Fabio Fornasier, is a master glassmaker from Murano: his chandelier LUMurano is certainly his most admired and acknowledged creation, thanks to the masterfully crafted glass elements that seem to be always in movement, changing aspect according to the view point of the observer.

What is your background and your professional training?

I started working with my father in 1979 at the age of 16. At that time I did not think that glassmaking would become my profession. I fell into it almost by chance: at school I was a negligent student, and my parents sent me to the furnace almost as a sort of a punishment. I immediately fell in love with this job: it became the profession I love and that I still practice with great passion. When I started working with my father, no specialized schools existed for this type of job. My first teacher was my father who, unfortunately, passed away shortly after I joined the furnace. I had to start quickly my own experimental way of working glass, and I think I can really define myself a self-trained artisan.

When did you realize that you would dedicated your life to the realization of glass artworks?

Immediately. From the moment I entered the furnace, and I understood what my father was capable of creating, a fantastic scenario opened in front of me: I felt that this job would become my world. I was fascinated by this work, by all the experimental possibilities that the glass can offer.

Glassmaking is a time-honoured tradition in Murano. How do you blend the Muranese tradition with contemporary experimentation?

My father used to create Venetian chandeliers which were very elaborated: flowers, leaves, many details. This is an extremely old technique which is still relevant: when you master this art you are able to craft marvelous objects. It’s a centuries-old tradition, and it’s not so easy to bring in innovative solutions. This has been my challenge: to combine creativity and originality with a traditional technique, blending the inspirations of contemporary art with our Muranese roots.

Is contemporary art an important source of inspiration for you?

I am a very curious person, and I like to experiment. I am a friend of Richard Meitner, an American glass artist who teaches in Portugal. He has often told me that the Muranese technique is fantastic and very refined, but that I should move from that and simply: from his piece of advice I understood where I should invest in my own research.
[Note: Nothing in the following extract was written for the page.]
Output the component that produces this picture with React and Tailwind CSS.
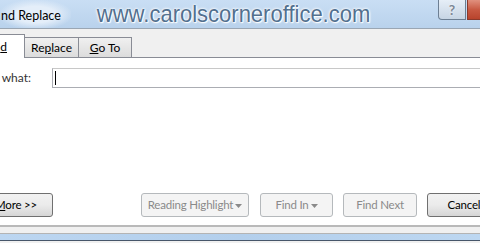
import React from "react";

const ui = { fontFamily: 'Lato, "Noto Sans", sans-serif' };

const WinButton = ({ children, width, disabled, className = "" }) => (
  <div
    className={`h-[24px] shrink-0 flex items-center justify-center whitespace-nowrap rounded-[3px] border text-[11.5px] tracking-[-0.2px] ${
      disabled
        ? "border-[#b5b9bc] bg-[#f4f4f4] text-[#8a8a8a]"
        : "border-[#707070] bg-gradient-to-b from-[#f2f2f2] via-[#ebebeb] to-[#d6d6d6] text-black"
    } ${className}`}
    style={{ width }}
  >
    {children}
  </div>
);

const Caret = () => (
  <svg width="7" height="4" viewBox="0 0 7 4" className="ml-[2px] mt-[1px]">
    <path d="M0 0h7L3.5 4z" fill="#8a8a8a" />
  </svg>
);

export default function App() {
  return (
    <div className="w-[480px] h-[243px] overflow-hidden bg-[#f0f0f0] flex flex-col" style={ui}>
      {/* Title bar */}
      <div className="h-[29px] shrink-0 flex items-start bg-gradient-to-b from-[#c9def4] to-[#b9d2ec] border-b border-[#9aa6b3] overflow-hidden">
        <div className="h-[29px] flex items-center pt-[3px] pl-[1px] pr-[10px] text-[12.5px] text-black whitespace-nowrap bg-[radial-gradient(ellipse_at_center,_#e4eef9_40%,_transparent_75%)]">
          nd Replace
        </div>
        <div
          className="ml-[26px] mt-[1px] text-[22px] leading-[26px] text-[#52708f] whitespace-nowrap scale-y-[1.12] [text-shadow:0_0_1px_#fff,0_0_2px_#fff,0_0_3px_#fff,1px_1px_1px_#fff]"
          style={{ fontFamily: '"Liberation Sans", sans-serif' }}
        >
          www.carolscorneroffice.com
        </div>
        <div className="flex-1" />
        <div className="w-[28px] h-[20px] mr-[1px] flex items-center justify-center rounded-bl-[4px] border border-t-0 border-[#6d7f93] bg-gradient-to-b from-[#e6eef7] to-[#c7d5e4] text-[14px] font-bold text-[#7d8896] [text-shadow:0_0_2px_#fff]">
          ?
        </div>
        <div className="w-[13px] h-[20px] border-l border-b border-[#8a3a2c] bg-gradient-to-b from-[#e0907e] via-[#c85a43] to-[#b8432c]" />
      </div>

      {/* Tabs */}
      <div className="h-[29px] shrink-0 flex items-end text-[12px] text-black">
        <div className="w-[25px] h-[24px] flex items-center justify-end pr-[17px] bg-white border-r border-t border-[#898c95] overflow-hidden">
          <span className="whitespace-nowrap">
            Fin<span className="underline">d</span>
          </span>
        </div>
        <div className="w-[54px] h-[21px] flex items-center justify-center border-t border-r border-b border-[#898c95] bg-gradient-to-b from-[#f0f0f0] to-[#dcdcdc]">
          Re<span className="underline">p</span>lace
        </div>
        <div className="w-[53px] h-[21px] flex items-center justify-center border-t border-r border-b border-[#898c95] bg-gradient-to-b from-[#f0f0f0] to-[#dcdcdc]">
          <span className="underline">G</span>o To
        </div>
        <div className="flex-1 h-[1px] bg-[#898c95]" />
      </div>

      {/* Panel */}
      <div className="h-[169px] shrink-0 bg-white border-b-2 border-[#b9b9b9] flex flex-col justify-between">
        <div className="pt-[10px] flex items-center">
          <div className="w-[52px] shrink-0 text-[12px] text-[#333] whitespace-nowrap overflow-hidden flex justify-end pr-[21px]">
            <span>
              Fi<span className="underline">n</span>d what:
            </span>
          </div>
          <div className="h-[20px] flex-1 -mr-[10px] border border-[#abadb3] border-t-[#c8c8c8] bg-white flex items-center pl-[2px]">
            <div className="w-[1px] h-[14px] bg-black" />
          </div>
        </div>
        <div className="pb-[8px] flex items-center -ml-[21px]">
          <WinButton width={74}>
            <span>
              <span className="underline">M</span>ore &gt;&gt;
            </span>
          </WinButton>
          <WinButton width={108} disabled className="ml-[88px]">
            Reading Highlight
            <Caret />
          </WinButton>
          <WinButton width={73} disabled className="ml-[11px]">
            Find In
            <Caret />
          </WinButton>
          <WinButton width={74} disabled className="ml-[10px]">
            Find Next
          </WinButton>
          <WinButton width={74} className="ml-[10px]">
            Cancel
          </WinButton>
        </div>
      </div>

      {/* Window bottom */}
      <div className="h-[7px] shrink-0 bg-[#f0f0f0] border-b border-[#b4b4b4]" />
      <div className="h-[6px] shrink-0 bg-gradient-to-r from-[#bcd6f1] via-[#b3cfec] to-[#bdd7f1]" />
      <div className="h-[1px] shrink-0 bg-[#47566a]" />
    </div>
  );
}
And what inspires the shapes of your chandeliers?

I was in Austria at an event, and I had decided that I didn’t want my chandelier to be electrically lit: I did not want to exhibit something which had already been seen. I wanted a different kind of light, as in the past: this required a container for the oil, that candles would consume while burning. While I was having dinner in a restaurant I designed the prototype: this was the starting point of LUMurano.

Which is your favorite object, out of the ones you created?

The one that I will craft tomorrow. I never refuse challenges. I love to be both a creative person and a master artisan, combining design and know-how. I love every artwork that I make, and in particular “Aria e Fuoco” (Air and Fire, ndr.), an oil-lit chandelier which I consider a sorto of prototype of my production.

You have participated to workshops, performances, international exhibitions. Is there an episode that you remember in particular?

In 1996, during an edition of the international event “Aperto vetro” (Opened glass, ndr.), I was awarded as the best young artist of the year. My creation was a bunch of flowers: something that at time was not so commonly found, in the Muranese tradition. It was a vase with a bunch of roses: no one had ever created something similar.

Is there a request that surprised you particularly?

“I have received several bizarre requests, but the most curious and the most difficult to achieve was an enormous octopus, which I had to craft for some very important American clients who wanted it for their yacht. This creation was very particular, and there were various challenges: the height of the room, the vibration of the engine... I studied and experimented a great deal before creating the final object.

Which aspect of your work still makes you happy?

The feedback from my clients. But the best thing is to arrive into my furnace every morning, and see what I created the day before. The curiosity to wake up early in the morning and see how a creation has come out, is what still fascinates me.

What recommendation would you like to give to a young person who would like to pursue your career?

They must do it. The glass master has never been considered a good profession: the image of the craftsman is often presented in a not interesting way. I want to demonstrate that glassmaking is a noble, well-paid and satisfying job. The glassmakers not only use their hands with dignity, but are also creative. They can become designers themselves, putting in their works creativity, originality and experimentation; they are also businessmen, and they must therefore have a wide and complete vision of their activity, trying to combine good technique and business spirit in order to reach important results.